Data in this exercise.
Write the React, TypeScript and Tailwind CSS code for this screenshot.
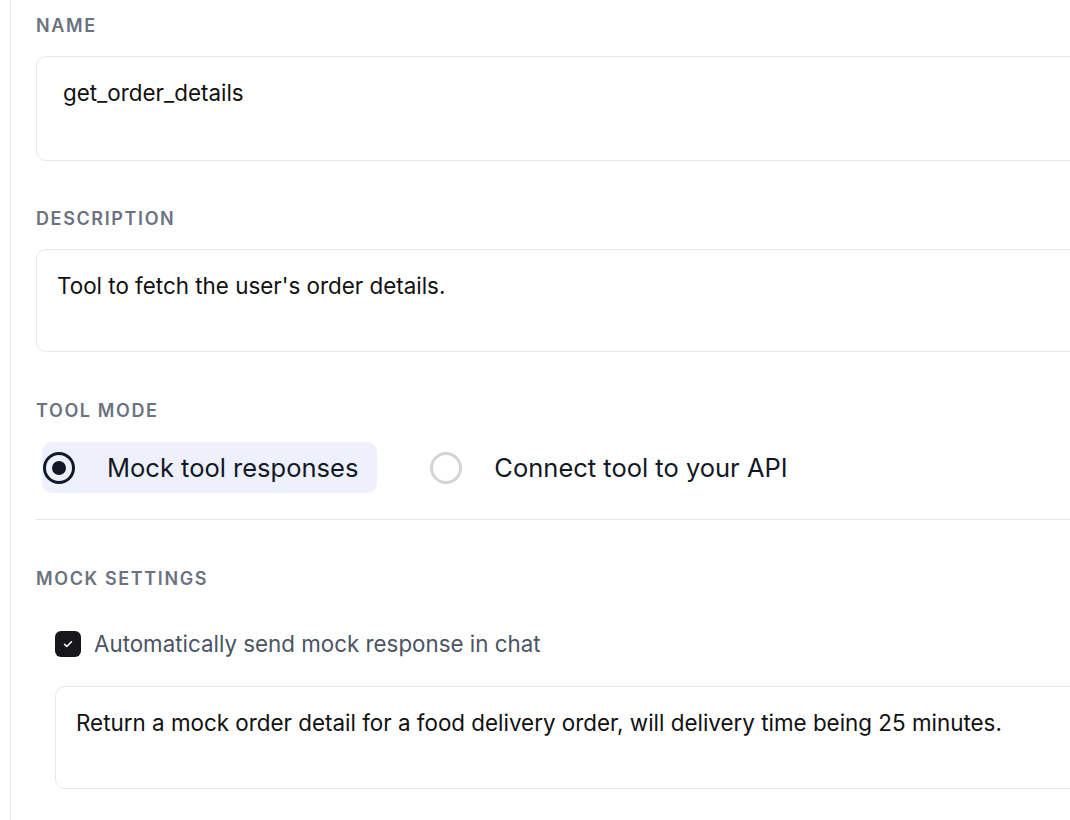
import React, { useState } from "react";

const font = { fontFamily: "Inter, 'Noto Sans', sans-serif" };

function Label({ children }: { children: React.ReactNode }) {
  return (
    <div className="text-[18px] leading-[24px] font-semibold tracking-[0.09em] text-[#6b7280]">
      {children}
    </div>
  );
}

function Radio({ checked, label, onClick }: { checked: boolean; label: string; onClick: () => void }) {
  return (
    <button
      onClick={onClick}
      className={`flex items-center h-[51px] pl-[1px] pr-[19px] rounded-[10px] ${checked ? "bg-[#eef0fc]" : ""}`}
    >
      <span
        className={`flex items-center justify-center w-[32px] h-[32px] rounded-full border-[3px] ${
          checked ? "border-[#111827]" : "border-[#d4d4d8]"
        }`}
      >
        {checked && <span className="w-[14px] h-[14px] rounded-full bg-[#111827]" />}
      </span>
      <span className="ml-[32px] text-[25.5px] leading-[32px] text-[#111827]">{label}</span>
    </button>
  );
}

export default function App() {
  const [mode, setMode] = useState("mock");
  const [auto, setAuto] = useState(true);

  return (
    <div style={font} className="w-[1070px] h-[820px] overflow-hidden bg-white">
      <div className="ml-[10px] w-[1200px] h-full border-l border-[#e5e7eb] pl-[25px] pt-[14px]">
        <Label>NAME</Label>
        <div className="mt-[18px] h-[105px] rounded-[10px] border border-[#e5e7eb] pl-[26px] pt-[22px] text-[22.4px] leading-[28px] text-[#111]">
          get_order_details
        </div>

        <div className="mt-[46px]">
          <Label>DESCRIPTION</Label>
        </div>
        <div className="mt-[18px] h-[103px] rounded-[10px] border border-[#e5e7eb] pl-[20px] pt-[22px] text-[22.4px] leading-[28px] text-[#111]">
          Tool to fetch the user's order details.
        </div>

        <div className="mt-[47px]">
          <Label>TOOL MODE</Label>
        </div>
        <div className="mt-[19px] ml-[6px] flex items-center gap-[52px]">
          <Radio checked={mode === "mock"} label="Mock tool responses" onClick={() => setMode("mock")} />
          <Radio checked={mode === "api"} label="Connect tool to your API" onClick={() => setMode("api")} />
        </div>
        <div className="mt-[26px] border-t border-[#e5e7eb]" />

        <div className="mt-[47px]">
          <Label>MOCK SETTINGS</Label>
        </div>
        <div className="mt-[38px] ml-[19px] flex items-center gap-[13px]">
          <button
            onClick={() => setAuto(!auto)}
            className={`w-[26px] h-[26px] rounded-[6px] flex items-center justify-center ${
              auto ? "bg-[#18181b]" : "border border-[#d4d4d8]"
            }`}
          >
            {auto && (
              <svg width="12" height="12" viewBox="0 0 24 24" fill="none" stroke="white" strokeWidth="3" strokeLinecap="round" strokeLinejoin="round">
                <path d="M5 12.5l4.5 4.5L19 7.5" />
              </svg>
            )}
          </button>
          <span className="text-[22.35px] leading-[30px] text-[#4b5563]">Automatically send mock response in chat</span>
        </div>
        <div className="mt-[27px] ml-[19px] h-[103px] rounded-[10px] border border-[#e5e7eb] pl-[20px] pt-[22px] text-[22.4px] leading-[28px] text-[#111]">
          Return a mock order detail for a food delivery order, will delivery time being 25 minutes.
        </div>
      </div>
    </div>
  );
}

--

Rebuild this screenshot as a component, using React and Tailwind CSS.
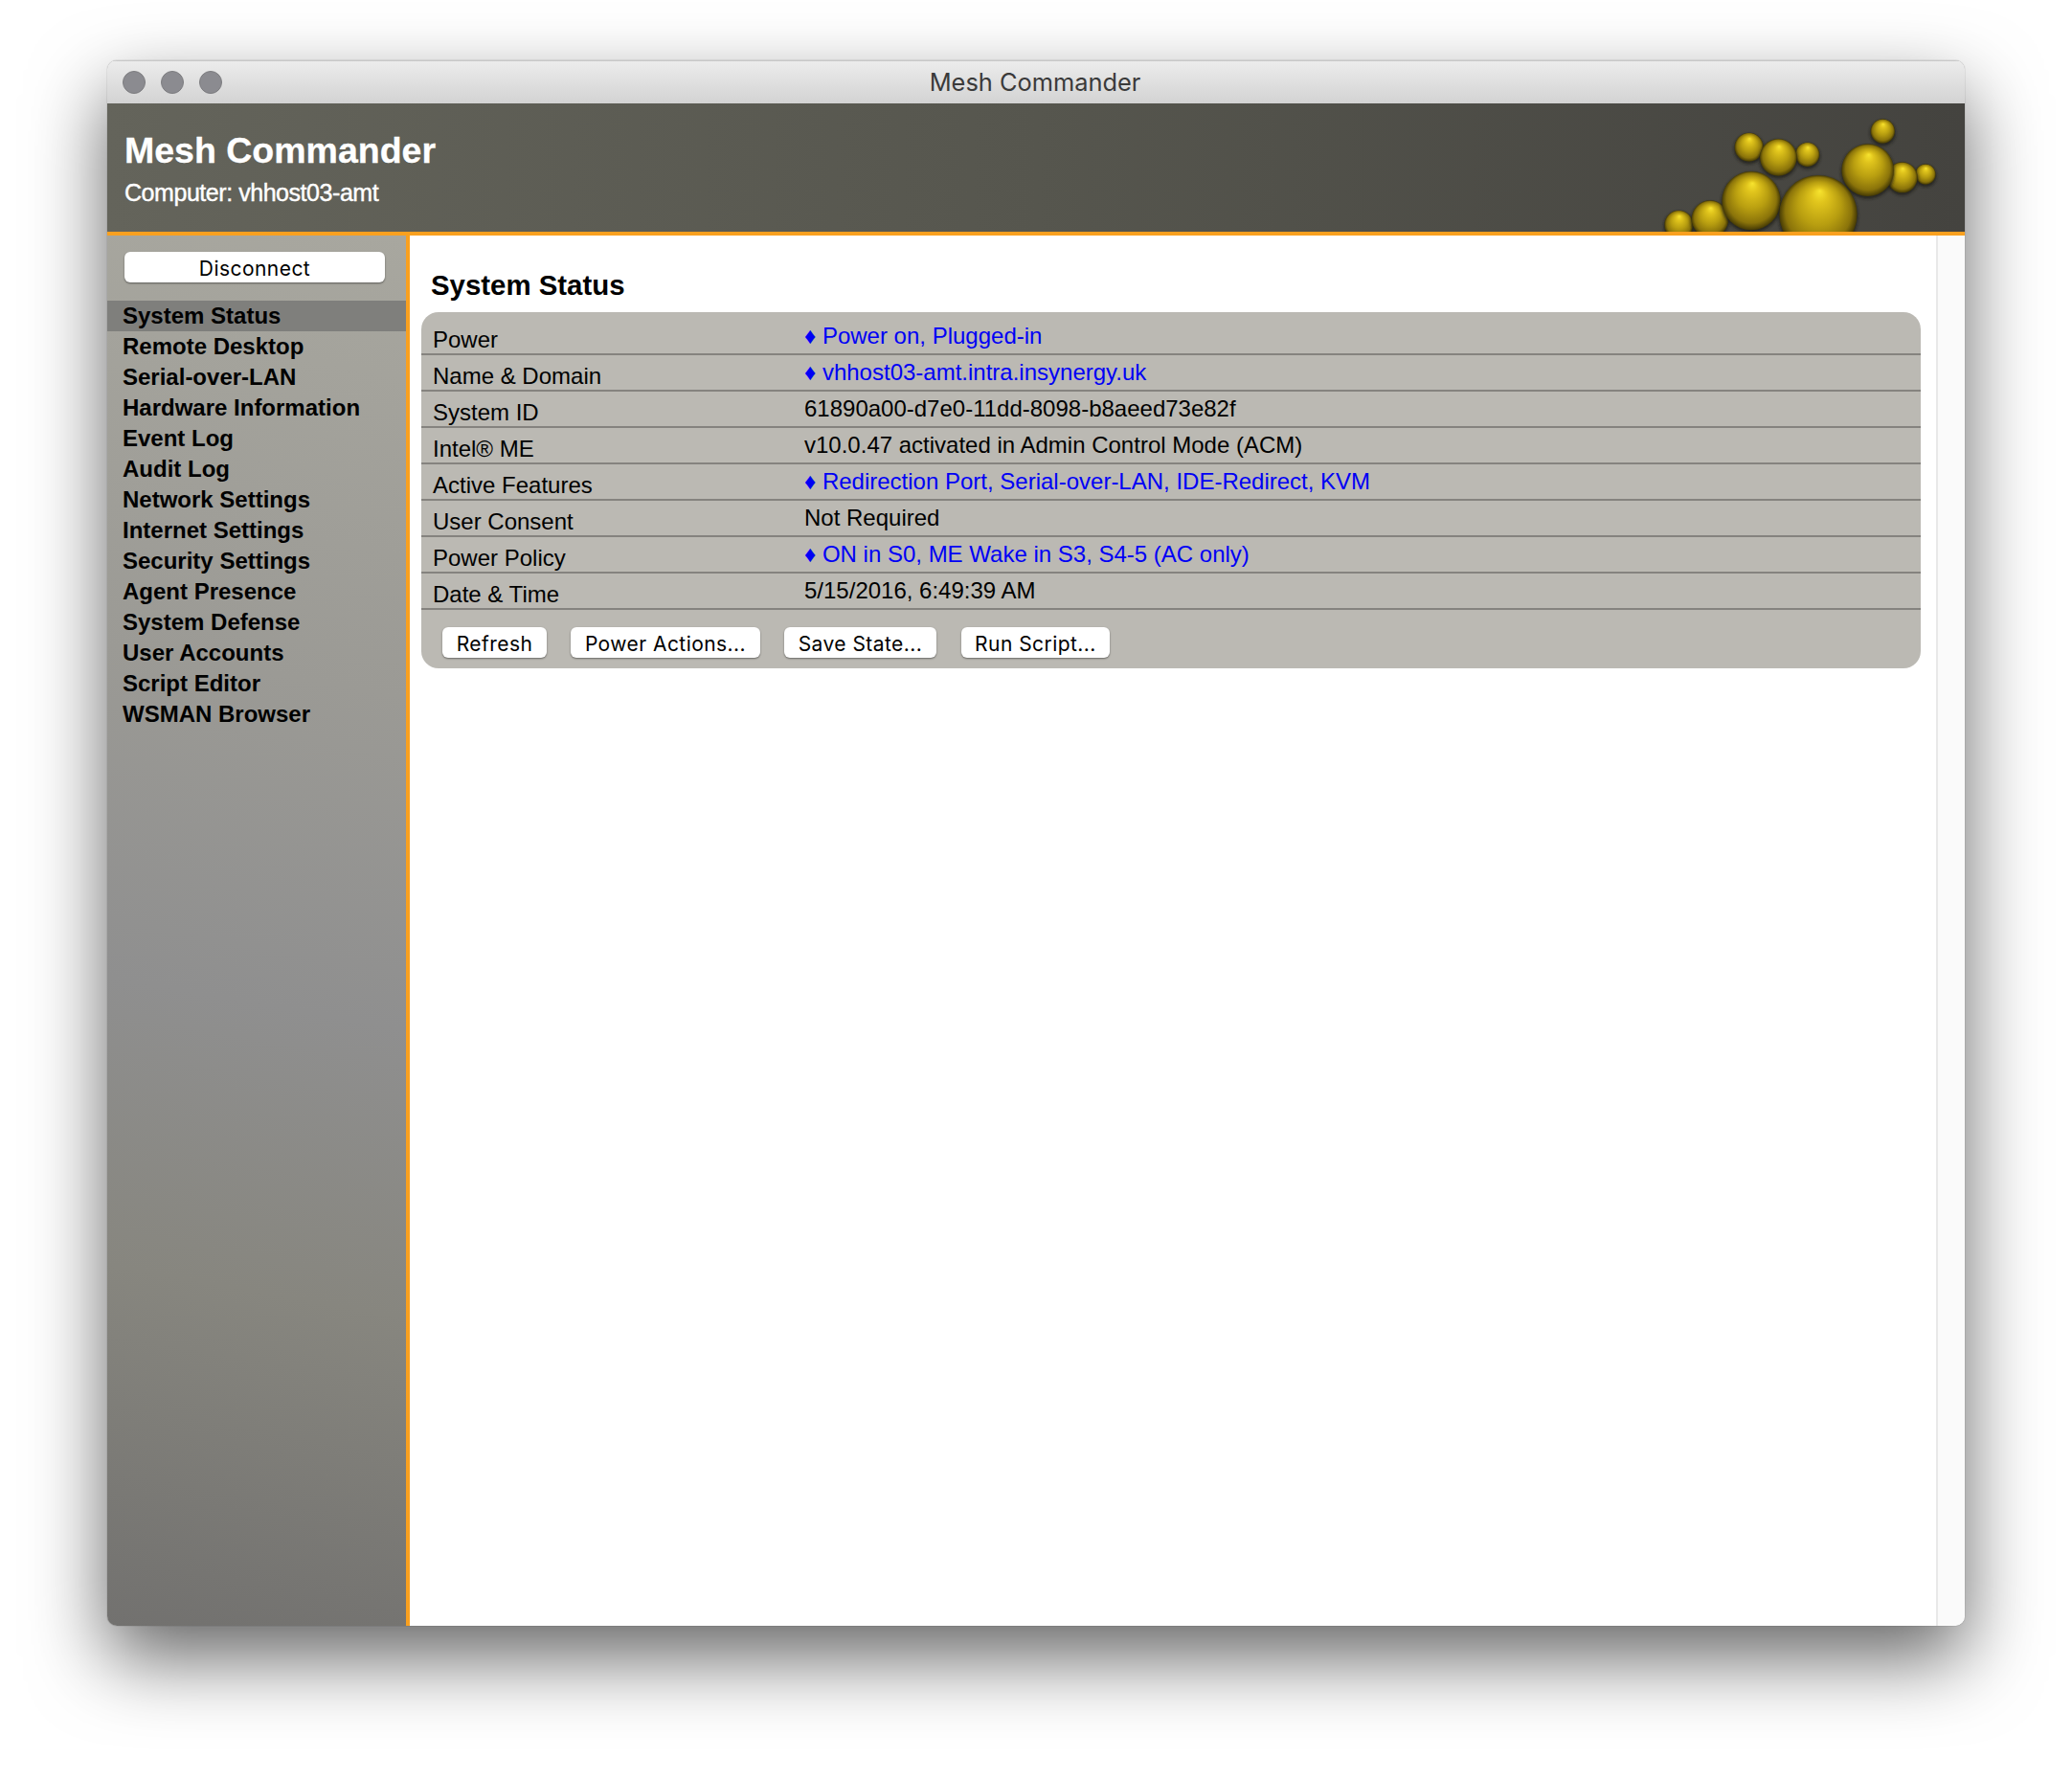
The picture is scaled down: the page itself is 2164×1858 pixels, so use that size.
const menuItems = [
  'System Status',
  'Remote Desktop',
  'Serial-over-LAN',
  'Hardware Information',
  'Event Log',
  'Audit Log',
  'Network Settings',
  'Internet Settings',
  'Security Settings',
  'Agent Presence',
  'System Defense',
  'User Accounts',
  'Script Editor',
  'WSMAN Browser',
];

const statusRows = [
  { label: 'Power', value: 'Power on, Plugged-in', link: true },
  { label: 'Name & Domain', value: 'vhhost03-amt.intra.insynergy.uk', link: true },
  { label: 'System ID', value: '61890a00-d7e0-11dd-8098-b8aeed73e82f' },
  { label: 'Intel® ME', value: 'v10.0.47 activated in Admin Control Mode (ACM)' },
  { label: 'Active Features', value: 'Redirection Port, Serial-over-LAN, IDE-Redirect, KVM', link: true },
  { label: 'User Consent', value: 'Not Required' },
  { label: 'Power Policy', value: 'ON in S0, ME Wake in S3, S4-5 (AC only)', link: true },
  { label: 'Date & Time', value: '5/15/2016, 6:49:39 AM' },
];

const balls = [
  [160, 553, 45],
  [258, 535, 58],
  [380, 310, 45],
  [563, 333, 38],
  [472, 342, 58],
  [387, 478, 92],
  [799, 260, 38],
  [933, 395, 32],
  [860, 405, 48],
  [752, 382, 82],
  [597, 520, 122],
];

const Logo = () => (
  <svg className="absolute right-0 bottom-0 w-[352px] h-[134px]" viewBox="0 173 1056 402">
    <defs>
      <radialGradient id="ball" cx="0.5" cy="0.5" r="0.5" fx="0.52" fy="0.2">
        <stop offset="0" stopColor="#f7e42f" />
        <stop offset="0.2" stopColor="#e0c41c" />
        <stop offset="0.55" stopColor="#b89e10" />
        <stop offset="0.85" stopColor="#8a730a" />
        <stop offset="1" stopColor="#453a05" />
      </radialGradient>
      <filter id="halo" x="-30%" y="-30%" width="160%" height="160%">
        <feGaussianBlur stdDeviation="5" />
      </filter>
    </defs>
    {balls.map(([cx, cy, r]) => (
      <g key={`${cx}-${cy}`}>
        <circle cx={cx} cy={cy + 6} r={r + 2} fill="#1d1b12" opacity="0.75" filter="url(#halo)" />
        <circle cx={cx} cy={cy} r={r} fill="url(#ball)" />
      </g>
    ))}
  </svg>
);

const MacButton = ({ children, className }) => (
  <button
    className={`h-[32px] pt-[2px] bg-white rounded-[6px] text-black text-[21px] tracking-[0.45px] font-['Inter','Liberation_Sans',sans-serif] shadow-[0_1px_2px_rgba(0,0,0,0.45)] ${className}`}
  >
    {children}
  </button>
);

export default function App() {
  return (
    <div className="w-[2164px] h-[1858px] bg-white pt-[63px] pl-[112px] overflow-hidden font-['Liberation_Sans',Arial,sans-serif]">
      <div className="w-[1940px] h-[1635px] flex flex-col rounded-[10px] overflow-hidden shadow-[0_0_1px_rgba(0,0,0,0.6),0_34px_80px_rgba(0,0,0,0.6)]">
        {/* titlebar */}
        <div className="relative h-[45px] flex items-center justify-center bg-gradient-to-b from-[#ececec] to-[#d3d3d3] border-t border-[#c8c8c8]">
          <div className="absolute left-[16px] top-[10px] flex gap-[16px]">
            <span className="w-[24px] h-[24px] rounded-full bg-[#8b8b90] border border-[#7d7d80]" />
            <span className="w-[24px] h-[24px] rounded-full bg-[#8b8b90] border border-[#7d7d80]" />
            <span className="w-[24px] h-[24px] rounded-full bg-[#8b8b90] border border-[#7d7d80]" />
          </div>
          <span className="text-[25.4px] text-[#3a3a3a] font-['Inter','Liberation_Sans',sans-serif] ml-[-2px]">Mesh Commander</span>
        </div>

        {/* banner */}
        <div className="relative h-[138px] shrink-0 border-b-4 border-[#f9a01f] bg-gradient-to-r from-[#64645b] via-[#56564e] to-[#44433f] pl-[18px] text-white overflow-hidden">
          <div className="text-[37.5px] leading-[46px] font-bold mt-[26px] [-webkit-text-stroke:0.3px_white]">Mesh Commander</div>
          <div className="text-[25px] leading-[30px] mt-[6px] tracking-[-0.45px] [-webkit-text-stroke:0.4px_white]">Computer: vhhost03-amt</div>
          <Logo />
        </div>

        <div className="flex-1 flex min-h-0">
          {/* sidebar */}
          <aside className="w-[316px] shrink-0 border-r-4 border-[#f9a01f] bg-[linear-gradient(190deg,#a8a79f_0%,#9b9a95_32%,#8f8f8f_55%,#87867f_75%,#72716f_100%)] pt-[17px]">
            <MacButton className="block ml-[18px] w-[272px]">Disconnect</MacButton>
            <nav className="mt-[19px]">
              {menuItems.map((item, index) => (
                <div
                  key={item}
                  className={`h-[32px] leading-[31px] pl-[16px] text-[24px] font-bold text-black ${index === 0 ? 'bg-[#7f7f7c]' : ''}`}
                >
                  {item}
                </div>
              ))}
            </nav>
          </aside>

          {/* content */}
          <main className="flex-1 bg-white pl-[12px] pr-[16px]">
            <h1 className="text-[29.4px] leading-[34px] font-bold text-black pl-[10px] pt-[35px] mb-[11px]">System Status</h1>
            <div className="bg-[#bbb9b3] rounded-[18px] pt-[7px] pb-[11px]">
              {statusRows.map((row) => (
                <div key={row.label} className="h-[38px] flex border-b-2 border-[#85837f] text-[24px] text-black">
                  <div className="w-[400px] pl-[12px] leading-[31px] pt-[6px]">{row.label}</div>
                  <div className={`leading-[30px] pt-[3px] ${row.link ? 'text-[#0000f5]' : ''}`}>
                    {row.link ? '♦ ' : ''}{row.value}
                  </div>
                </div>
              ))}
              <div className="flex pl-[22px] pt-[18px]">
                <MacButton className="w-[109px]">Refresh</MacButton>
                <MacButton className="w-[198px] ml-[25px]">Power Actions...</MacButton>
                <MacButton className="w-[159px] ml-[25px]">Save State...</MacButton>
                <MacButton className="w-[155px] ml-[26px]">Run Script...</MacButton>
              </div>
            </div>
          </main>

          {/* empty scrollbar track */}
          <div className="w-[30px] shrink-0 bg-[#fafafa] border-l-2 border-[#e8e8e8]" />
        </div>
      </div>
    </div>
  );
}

Task goal.
Do not include pictures. Give again exactly the lines starting at the one with "Write the React, TypeScript" and ending at the one with "const [auto, setAuto] = useState(true);", both included.

Full solution.
Write the React, TypeScript and Tailwind CSS code for this screenshot.
import React, { useState } from "react";

const font = { fontFamily: "Inter, 'Noto Sans', sans-serif" };

function Label({ children }: { children: React.ReactNode }) {
  return (
    <div className="text-[18px] leading-[24px] font-semibold tracking-[0.09em] text-[#6b7280]">
      {children}
    </div>
  );
}

function Radio({ checked, label, onClick }: { checked: boolean; label: string; onClick: () => void }) {
  return (
    <button
      onClick={onClick}
      className={`flex items-center h-[51px] pl-[1px] pr-[19px] rounded-[10px] ${checked ? "bg-[#eef0fc]" : ""}`}
    >
      <span
        className={`flex items-center justify-center w-[32px] h-[32px] rounded-full border-[3px] ${
          checked ? "border-[#111827]" : "border-[#d4d4d8]"
        }`}
      >
        {checked && <span className="w-[14px] h-[14px] rounded-full bg-[#111827]" />}
      </span>
      <span className="ml-[32px] text-[25.5px] leading-[32px] text-[#111827]">{label}</span>
    </button>
  );
}

export default function App() {
  const [mode, setMode] = useState("mock");
  const [auto, setAuto] = useState(true);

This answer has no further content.